The overriding aim of digitization across the globe is the move to cashless societies (and check-free in the few regions where they are still prevalent). Asia may be making massive inroads toward the goal, but Sweden recently announced its intention to be cashless by 2020. Such predictions may be overly optimistic, but there is widespread belief that toddlers today may never know what cash is. Of course, the end of checks has been predicted since the 1980s, yet we even see usage rising in the U.S. corporate world, and many reports suggest that millennials are still keen on using cash for smaller purchases.
An Improved Digital Experience
As digital ecosystems grow, both consumers and merchants are demanding payment mechanisms that are open, flexible and relevant to the transactions they want to make. Financial institutions and payment service providers need to adopt a more collaborative approach with Fintech’s so they can incorporate innovations into their offerings to customers.
Fortunately, financial institutions can build on the inherent strengths of the banking system – extensive infrastructure, deep customer relationships, multichannel capabilities, and a strong focus on data security and privacy – as they work to catch up with more disruptive competitors.
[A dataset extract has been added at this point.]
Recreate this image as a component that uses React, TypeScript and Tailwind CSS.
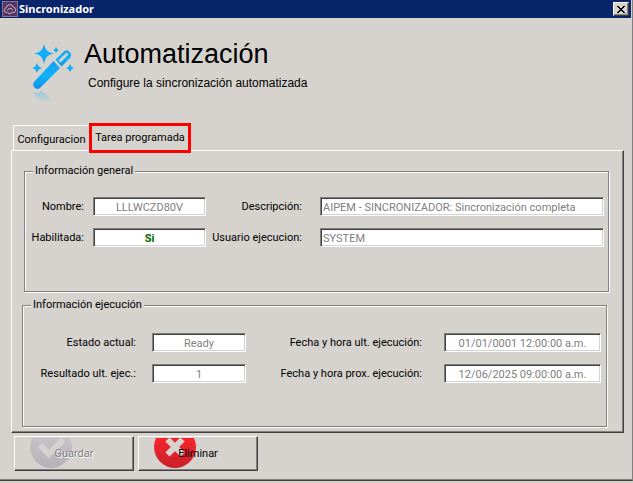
import type { ReactNode } from "react";

const raised =
  "border border-t-white border-l-white border-r-[#404040] border-b-[#404040] shadow-[inset_-1px_-1px_0_#808080]";

function CloudIcon() {
  return (
    <svg width="16" height="16" viewBox="0 0 16 16" aria-hidden="true">
      <rect x="0.5" y="0.5" width="15" height="15" fill="#573560" stroke="#8d7495" />
      <path
        d="M5 11.5H4.3A2.3 2.3 0 0 1 4 7a3.8 3.8 0 0 1 7.3-1A2.9 2.9 0 0 1 12 11.5H11M5.500 9.5a2.6 2.6 0 0 1 5-.5M10.5 10.5a2.6 2.6 0 0 1-5 .5"
        fill="none"
        stroke="#c9b9ce"
        strokeWidth="1"
      />
    </svg>
  );
}

function WandIcon() {
  return (
    <svg width="48" height="62" viewBox="0 0 48 62" aria-hidden="true">
      <defs>
        <linearGradient id="wand" x1="0" y1="0" x2="0" y2="1">
          <stop offset="0" stopColor="#1a9df0" />
          <stop offset="0.5" stopColor="#0db4fb" />
          <stop offset="1" stopColor="#1690e6" />
        </linearGradient>
        <linearGradient id="fade" x1="0" y1="0" x2="0" y2="1">
          <stop offset="0" stopColor="#7cc4e6" stopOpacity="0.7" />
          <stop offset="1" stopColor="#7cc4e6" stopOpacity="0.1" />
        </linearGradient>
      </defs>
      <g fill="url(#wand)">
        <path d="M14 2Q15.2 10.5 24 11.5Q15.2 12.500 14 22Q12.800 12.500 4 11.5Q12.800 10.500 14 2Z" />
        <path d="M26 5Q26.700 7.300 29 8Q26.700 8.700 26 11Q25.300 8.700 23 8Q25.300 7.300 26 5Z" />
        <path d="M7 21Q7.900 25.100 12 26Q7.900 26.900 7 31Q6.100 26.900 2 26Q6.100 25.100 7 21Z" />
        <path d="M40 22Q40.800 25.200 44 26Q40.800 26.800 40 30Q39.200 26.800 36 26Q39.200 25.200 40 22Z" />
        <path d="M23.500 19L30 26L10 46Q7 48 4.500 45.500Q2 43 4 40Z" />
        <path
          fillRule="evenodd"
          d="M25.500 17.500L34.500 9Q37 7.500 39 9.500L40.500 11Q42 13 40.500 15.500L31.500 24.500ZM28.500 18.500L30.500 20.500L38.500 12.500L36.500 10.500Z"
        />
      </g>
      <path d="M3 49Q7 53 11 48.500L20 56L21 60L14 60Q4 56 3 49Z" fill="url(#fade)" />
    </svg>
  );
}

function BadgeIcon({ kind }: { kind: "check" | "cross" }) {
  const check = kind === "check";
  return (
    <svg
      className="absolute left-[15px] top-px"
      width="42"
      height="30"
      viewBox="0 0 42 30"
      aria-hidden="true"
    >
      <defs>
        <linearGradient id={kind} x1="0" y1="0" x2="0" y2="1">
          <stop offset="0.3" stopColor={check ? "#c4c2c6" : "#f5252d"} />
          <stop offset="1" stopColor={check ? "#b4b2b8" : "#c9202a"} />
        </linearGradient>
      </defs>
      <circle cx="21" cy="9" r="21" fill={`url(#${kind})`} />
      {check ? (
        <path d="M10 7L19 16L33 2" fill="none" stroke="#d6d3ce" strokeWidth="6" />
      ) : (
        <path d="M13.500 1.500L28.500 16.500M28.500 1.500L13.500 16.500" fill="none" stroke="#d6d3ce" strokeWidth="6" />
      )}
    </svg>
  );
}

type FieldProps = {
  id: string;
  label: string;
  value: string;
  labelClass: string;
  inputClass?: string;
};

function Field({ id, label, value, labelClass, inputClass = "text-center text-[#808080]" }: FieldProps) {
  return (
    <>
      <label htmlFor={id} className={`text-right whitespace-nowrap ${labelClass}`}>
        {label}
      </label>
      <input
        id={id}
        readOnly
        defaultValue={value}
        className={`h-[19px] w-full min-w-0 border border-t-[#808080] border-l-[#808080] border-r-white border-b-white bg-white px-[2px] pt-[2px] outline-none shadow-[inset_1px_1px_0_#404040,inset_-1px_-1px_0_#d6d3ce] ${inputClass}`}
      />
    </>
  );
}

function Group({ title, className, children }: { title: string; className: string; children: ReactNode }) {
  return (
    <fieldset
      className={`border border-[#808080] shadow-[1px_1px_0_#fff,inset_1px_1px_0_#fff] ${className}`}
    >
      <legend className="ml-2 bg-[#d6d3ce] px-[2px] leading-4">{title}</legend>
      {children}
    </fieldset>
  );
}

export default function App() {
  return (
    <div className="min-h-screen bg-[#d6d3ce] font-[Roboto,'Liberation_Sans',sans-serif] text-[11px] leading-4 text-black">
      <main className="border-r border-b border-r-[#808080] border-b-[#404040] pb-[9px] shadow-[inset_0_-1px_0_#808080]">
        <header className="mr-px flex h-[18px] items-center bg-[#08246b] pr-[2px] pl-[2px]">
          <CloudIcon />
          <h1 className="ml-px flex-1 font-['Noto_Sans',sans-serif] text-[11px] font-bold text-white">
            Sincronizador
          </h1>
          <button
            type="button"
            aria-label="Cerrar"
            className={`flex h-[14px] w-4 items-center justify-center bg-[#d6d3ce] ${raised}`}
          >
            <svg width="8" height="7" viewBox="0 0 8 7" shapeRendering="crispEdges" aria-hidden="true">
              <path
                d="M0 0h2v1h1v1h2V1h1V0h2v1H7v1H6v1H5v1h1v1h1v1h1v1H6V6H5V5H3v1H2v1H0V6h1V5h1V4h1V3H2V2H1V1H0z"
                fill="#000"
              />
            </svg>
          </button>
        </header>

        <section className="flex h-[105px] gap-[6px] pt-6 pl-[30px] font-['Liberation_Sans',Arial,sans-serif]">
          <WandIcon />
          <div>
            <h2 className="text-[27px] leading-6">Automatización</h2>
            <p className="mt-[9px] pl-1 text-[12px]">Configure la sincronización automatizada</p>
          </div>
        </section>

        <div className="mr-2 ml-[11px]">
          <div role="tablist" className="flex items-end pl-[2px]">
            <button
              type="button"
              role="tab"
              aria-selected="false"
              className="h-[25px] w-[76px] rounded-t-[2px] border-t border-l border-white pt-1 whitespace-nowrap"
            >
              Configuracion
            </button>
            <button
              type="button"
              role="tab"
              aria-selected="true"
              className="z-10 -mb-[3px] h-[30px] w-[102px] border-3 border-[#ff0000] bg-[#d6d3ce] whitespace-nowrap"
            >
              Tarea programada
            </button>
          </div>
          <div className={`pt-3 pr-[14px] pb-[5px] pl-[10px] ${raised}`}>
            <Group title="Información general" className="ml-[2px] pb-[44px]">
              <div className="grid grid-cols-[68px_113px_114px_1fr] items-center gap-y-3 pt-[18px] pr-1">
                <Field id="nombre" label="Nombre:" value="LLLWCZD80V" labelClass="pr-[9px]" />
                <Field
                  id="descripcion"
                  label="Descripción:"
                  value="AIPEM - SINCRONIZADOR: Sincronización completa"
                  labelClass="pr-[18px]"
                  inputClass="text-[#808080]"
                />
                <Field
                  id="habilitada"
                  label="Habilitada:"
                  value="Si"
                  labelClass="pr-[9px]"
                  inputClass="text-center font-bold text-[#006400]"
                />
                <Field
                  id="usuario"
                  label="Usuario ejecucion:"
                  value="SYSTEM"
                  labelClass="pr-[18px]"
                  inputClass="text-[#808080]"
                />
              </div>
            </Group>
            <Group title="Información ejecución" className="mt-[5px] mr-[2px] pb-[43px]">
              <div className="grid grid-cols-[129px_94px_1fr_157px] items-center gap-y-3 pt-5 pr-[5px]">
                <Field id="estado" label="Estado actual:" value="Ready" labelClass="pr-4" />
                <Field id="ultima" label="Fecha y hora ult. ejecución:" value="01/01/0001 12:00:00 a.m." labelClass="pr-[22px]" />
                <Field id="resultado" label="Resultado ult. ejec.:" value="1" labelClass="pr-4" />
                <Field id="proxima" label="Fecha y hora prox. ejecución:" value="12/06/2025 09:00:00 a.m." labelClass="pr-[22px]" />
              </div>
            </Group>
          </div>
        </div>

        <footer className="flex gap-1 pt-[3px] pl-[14px]">
          <button
            type="button"
            disabled
            className={`relative h-[35px] w-[120px] text-[#808080] [text-shadow:1px_1px_0_#fff] ${raised}`}
          >
            <BadgeIcon kind="check" />
            <span className="relative">Guardar</span>
          </button>
          <button type="button" className={`relative h-[35px] w-[120px] ${raised}`}>
            <BadgeIcon kind="cross" />
            <span className="relative">Eliminar</span>
          </button>
        </footer>
      </main>
    </div>
  );
}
The future of digital payments will inevitability be driven by retailer acceptance and innovation, coupled with smartphone prevalence. Working together, those things can produce a world of frictionless payments that can solve everyday problems for all customer segments. Cash and checks will probably be with us longer than many analysts predict, but they will become increasingly marginalized.
Maybe it’s not terrible if physical money stays with us a little longer, however. Just imagine if you won a slot-machine jackpot at a casino. Would it sound as appealing without that avalanche of coins spilling on the floor?
Sometimes, the old ways remain appealing.